The numbers are clear. If we rule out eligibility in 1991 (prior to the lift in retirement age from 60 to 65) as being too generous, the current retirement age of 65 is too low by historical standards. The older benchmarks, such as in 1898, are arguably not generous enough – nobody is advocating a retirement age of 75. But the middle two rows of the table suggest that the retirement age should already be around 67, and could realistically be as high as 70 by 2033.
Back in 2010, John Key said that “for a variety of reasons but in my view, New Zealand super is sustainable at age 65”, flying in the face of virtually all the evidence. His standpoint is the biggest impediment to changes to the retirement age. A lift in the retirement age at some point in the future seems virtually inevitable, but the shift is not about depriving current or imminent retirees of their anticipated entitlements. Instead, the government should be clearly signalling the move well in advance to give people who are 10-15 years away from retirement the opportunity to adjust their expectations about how long they will need to keep working.

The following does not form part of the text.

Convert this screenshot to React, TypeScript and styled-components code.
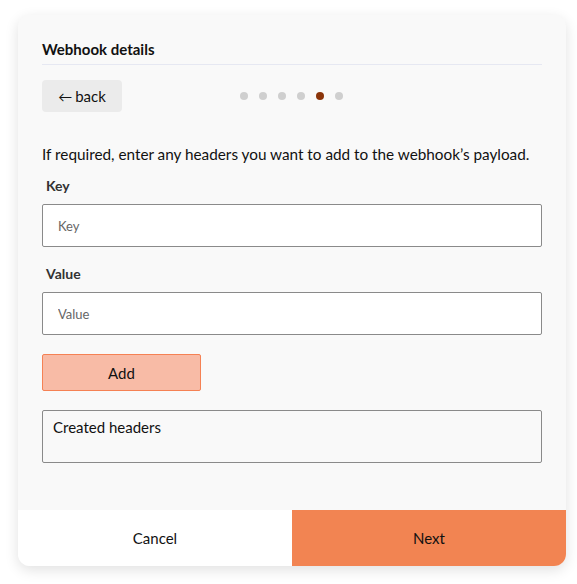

If Mr Key is genuinely interested in what’s good for the future of the country, and is an active-positive leader whose decision-making is not dominated by his own ego, he would recognise his mistake about the retirement age and stand down. There are plenty of others within the National caucus who could maintain the Party’s broader policy focus while successfully navigating their way past the stumbling block of the retirement age.